Rayhan Thomas and Priyanshu Singh lying T32

Rayhan Thomas and Priyanshu Singh retained their hopes of a strong finish to the Asia-Pacific Amateur Championship with a disciplined effort on Saturday

Rayhan Thomas in the Omega Dubai Desert Classic

28 October, 2017: Rayhan Thomas and Priyanshu Singh were locked in T32 at the end of the third round of the Asia-Pacific Amateur Championship. Singh shot an even 71 while Rayhan scored 73 on Saturday. Yashas Chandra also had a good day on the course, climbing to T43 with a 71. Yuvraj Sandhu scored a second straight 75 to end the day in T57.

Rayhan had a lone birdie on Saturday, but also scored three bogeys to end the day at four over 217 through 54 holes. The Dubai resident was two under briefly during the second round, but a triple bogey at the second hole slipped him back to over par.

Priyanshu shot three birdies including a clean run between the first and ninth holes. He needed just 31 strokes to navigate the stretch in his well managed 71.

China’s Lin Yuxin birdied the 18th to shoot a two-under-par 69 and hold a one-stroke lead after the third round of the Asia-Pacific Amateur Championship in New Zealand, where the winner earns spots in the 2018 Masters Tournament and The 147th Open at Carnoustie. Lin, 17, is eight-under at Royal Wellington Golf Club, where his Australian playing partner Min Woo Lee (71) also birdied 18 to move to seven-under and draw level with China’s top-ranked amateur, Andy Zhang (67), now in his second year at the University of Florida.

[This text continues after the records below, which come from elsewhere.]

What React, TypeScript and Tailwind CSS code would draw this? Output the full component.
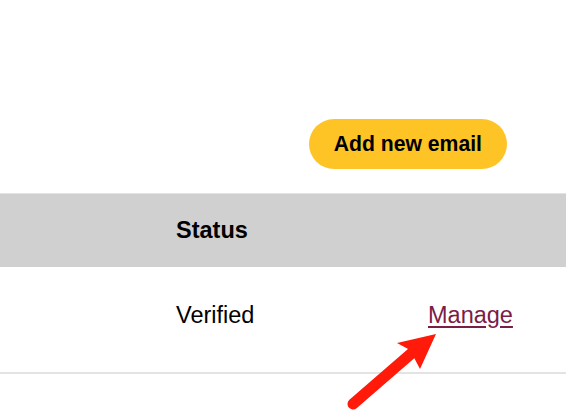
import React from "react";

const App: React.FC = () => {
  return (
    <div className="relative w-[566px] h-[414px] overflow-hidden bg-white font-['Liberation_Sans',Arial,sans-serif] text-black">
      {/* Toolbar */}
      <div className="flex justify-end pt-[119px] pr-[59px]">
        <button className="h-[50px] px-[25px] rounded-full bg-[#fec425] text-[21.2px] font-bold leading-none">
          Add new email
        </button>
      </div>

      {/* Table */}
      <div className="mt-[24px]">
        <div className="grid grid-cols-[176px_252px_1fr] h-[74px] items-center bg-[#d0d0d0] border-t border-[#e2e2e2]">
          <div />
          <div className="text-[23.5px] font-bold leading-none">Status</div>
          <div />
        </div>
        <div className="grid grid-cols-[176px_252px_1fr] h-[107px] items-center border-b-2 border-[#e3e3e3]">
          <div />
          <div className="text-[23.5px] leading-none pb-[8px]">Verified</div>
          <div className="leading-none pb-[8px]">
            <a href="#" className="text-[23.5px] text-[#7b1d46] underline underline-offset-[3px]">
              Manage
            </a>
          </div>
        </div>
      </div>

      {/* Annotation arrow */}
      <svg className="absolute left-0 top-0 pointer-events-none" width="566" height="414" viewBox="0 0 566 414">
        <line x1="353" y1="404" x2="413" y2="352" stroke="#ff1a0a" strokeWidth="11" strokeLinecap="round" />
        <polygon points="436,334 397,343 410,350 420,369" fill="#ff1a0a" />
      </svg>
    </div>
  );
};

export default App;
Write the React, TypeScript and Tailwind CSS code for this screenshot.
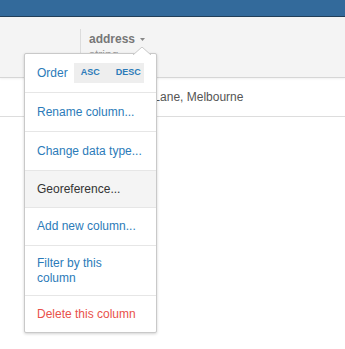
import React from 'react';

const items = [
  { label: 'Rename column...', tone: 'link', h: 'h-[39px]' },
  { label: 'Change data type...', tone: 'link', h: 'h-[39px]' },
  { label: 'Georeference...', tone: 'active', h: 'h-[37px]' },
  { label: 'Add new column...', tone: 'link', h: 'h-[38px]' },
  { label: 'Filter by this column', tone: 'link', h: 'h-[50px]' },
  { label: 'Delete this column', tone: 'danger', h: 'h-[36px]' },
];

const toneClass: Record<string, string> = {
  link: 'text-[#2b7bb9]',
  active: 'text-[#333333] bg-[#f4f4f4]',
  danger: 'text-[#e9514a]',
};

const ColumnMenu: React.FC = () => (
  <div className="absolute left-[24px] top-[53px] w-[133px] bg-white border border-[#c9c9c9] rounded-[2px] shadow-[0_1px_3px_rgba(0,0,0,0.18)]">
    <svg className="absolute left-[108px] top-[-7px]" width="18" height="8" viewBox="0 0 18 8">
      <path d="M0 8 L9 0 L18 8" fill="white" stroke="#c9c9c9" strokeWidth="1" />
    </svg>
    <div className="flex items-center h-[39px] px-[12px] border-b border-[#e6e6e6]">
      <span className="text-[12px] text-[#2b7bb9]">Order</span>
      <div className="ml-[6px] flex items-center gap-[16px] h-[20px] w-[75px] pl-[7px] bg-[#eeeeee] text-[9px] font-bold text-[#2b7bb9]">
        <span>ASC</span>
        <span>DESC</span>
      </div>
    </div>
    {items.map((it, i) => (
      <div
        key={it.label}
        className={`flex items-center pl-[12px] text-[12px] leading-[15px] ${it.h} ${
          i < items.length - 1 ? 'border-b border-[#e6e6e6]' : ''
        } ${toneClass[it.tone]}`}
      >
        <div className="w-[106px]">{it.label}</div>
      </div>
    ))}
  </div>
);

export default function App() {
  return (
    <div className="relative w-[345px] h-[349px] overflow-hidden bg-white font-['Liberation_Sans',Arial,sans-serif]">
      <div className="h-[17px] bg-[#336a9b] border-b border-[#22405a]" />
      <div className="flex h-[61px] bg-[#f4f4f4] border-b border-[#d6d6d6] shadow-[0_1px_2px_rgba(0,0,0,0.06)]">
        <div className="w-[80px]" />
        <div className="mt-[12px] flex-1 border-l border-[#dcdcdc] pl-[8px] pt-[3px]">
          <div className="flex items-center gap-[5px] h-[14px]">
            <span className="text-[12px] leading-[14px] font-bold text-[#777777]">address</span>
            <svg width="5" height="3" viewBox="0 0 5 3">
              <path d="M0 0 L5 0 L2.5 3 Z" fill="#888888" />
            </svg>
          </div>
          <div className="text-[12px] text-[#999999] leading-[14px] mt-[2px]">string</div>
        </div>
      </div>
      <div className="flex h-[39px] border-b border-[#dddddd] items-center">
        <div className="w-[80px]" />
        <div className="pl-[4px] text-[12px] text-[#555555]">101 Flinders Lane, Melbourne</div>
      </div>
      <ColumnMenu />
    </div>
  );
}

The trio will play together in the final group on Sunday, teeing off at 9:25 a.m. off the first tee. Australia’s Shae Wools-Cobb (71), the first-round leader, is five-under and one ahead of China’s Yuan Yechun (69) and New Zealand’s Kerry Mountcastle (70), a Royal Wellington member. Japan’s Keita Nakajima (70) and Lloyd Jefferson Go (71) of the Philippines are tied for seventh at three-under.

Lin started the day a shot behind Lee and fired out of the blocks with birdies on one, four and five to lead at nine-under. However, at the sixth hole he suffered a triple bogey – his second of the week – and dropped another shot on nine before cruising home with birdies at 13, 14 and 18, where he hit his third shot from a greenside bunker to three feet.

“It was a pretty good shot from the bunker because it was such an awkward stance, so I’m pretty satisfied with a birdie on the last,” said Lin, who arrived in Wellington after impressive showings in European Challenge Tour and Asian Tour events. “I’m pretty satisfied with my score, especially after the triple on six,” he said. “I tried to stay calm this time and it paid off. Like I said yesterday, it would be such an honour to win this event and play in the Masters and The Open. It would be such a good experience.”

Lin, whose mother has been among his supporters all week, will play with Lee for a second day, but will be playing with compatriot Zhang for the first time in a competitive event.

“Min Woo didn’t hit it really well today and missed a few fairways, but he still shot even par,” said Lin, the only amateur to make the cut in the European Tour’s Shenzhen International in April. “I’ve played with Andy in a practice round, but not a real tournament. I’m looking forward to tomorrow, especially with three Chinese players challenging.”

Beijing-born Zhang, 19, recovered from a double bogey on the par-five second to put together a run of six birdies in eight holes starting from seven, including three in a row from 12.

“I had a shaky start,” said Zhang who moved to Florida when he was 10 and played in the U.S. Open when he was 14. “I felt a little under the weather for the first few holes, but if I’ve learned anything over the last couple of years it’s the importance of patience and discipline. I didn’t even know I had three birdies in a row.”

The final round will begin Saturday at 7:45 a.m. off the first and 10th tees at Royal Wellington. Spectators are encouraged to watch the drama unfold and entry is free of charge. The AAC is organised by three Founding Partners – Asia Pacific Golf Confederation, the Masters Tournament and The R&A.